Extracted data entries
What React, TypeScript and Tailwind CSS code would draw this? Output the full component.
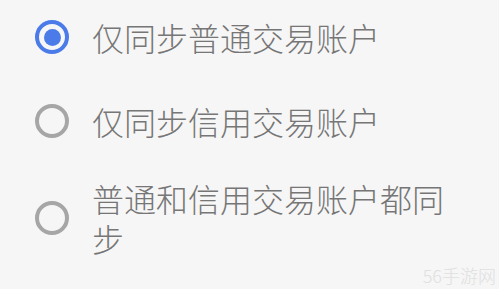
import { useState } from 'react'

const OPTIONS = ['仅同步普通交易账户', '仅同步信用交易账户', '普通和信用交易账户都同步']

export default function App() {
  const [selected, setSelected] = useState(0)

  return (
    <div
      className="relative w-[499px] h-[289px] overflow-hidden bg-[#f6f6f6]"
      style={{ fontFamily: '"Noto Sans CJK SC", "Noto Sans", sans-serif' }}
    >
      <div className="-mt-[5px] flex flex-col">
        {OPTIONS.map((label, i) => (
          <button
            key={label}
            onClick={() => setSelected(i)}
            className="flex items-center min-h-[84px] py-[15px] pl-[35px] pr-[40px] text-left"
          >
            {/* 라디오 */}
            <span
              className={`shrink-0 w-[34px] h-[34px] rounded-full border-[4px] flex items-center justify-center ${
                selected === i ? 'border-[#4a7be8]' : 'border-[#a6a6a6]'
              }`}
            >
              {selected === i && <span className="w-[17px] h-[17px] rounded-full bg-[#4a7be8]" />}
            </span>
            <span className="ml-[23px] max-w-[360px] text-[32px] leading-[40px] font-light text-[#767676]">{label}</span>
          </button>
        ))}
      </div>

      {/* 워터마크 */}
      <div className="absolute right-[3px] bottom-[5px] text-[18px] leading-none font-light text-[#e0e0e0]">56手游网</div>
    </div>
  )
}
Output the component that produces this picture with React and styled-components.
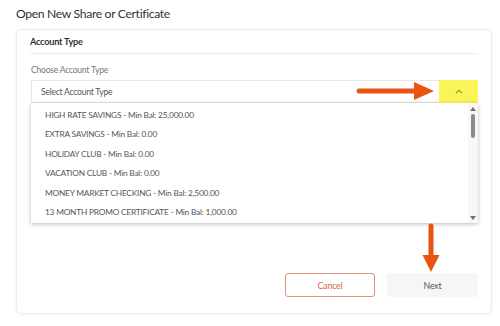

◆ **Written problem**:
Look through the records and gather every line containing "Output".

◆ **Result for this task**:
What React, TypeScript and Tailwind CSS code would draw this? Output the full component.
Output the component that produces this picture with React and styled-components.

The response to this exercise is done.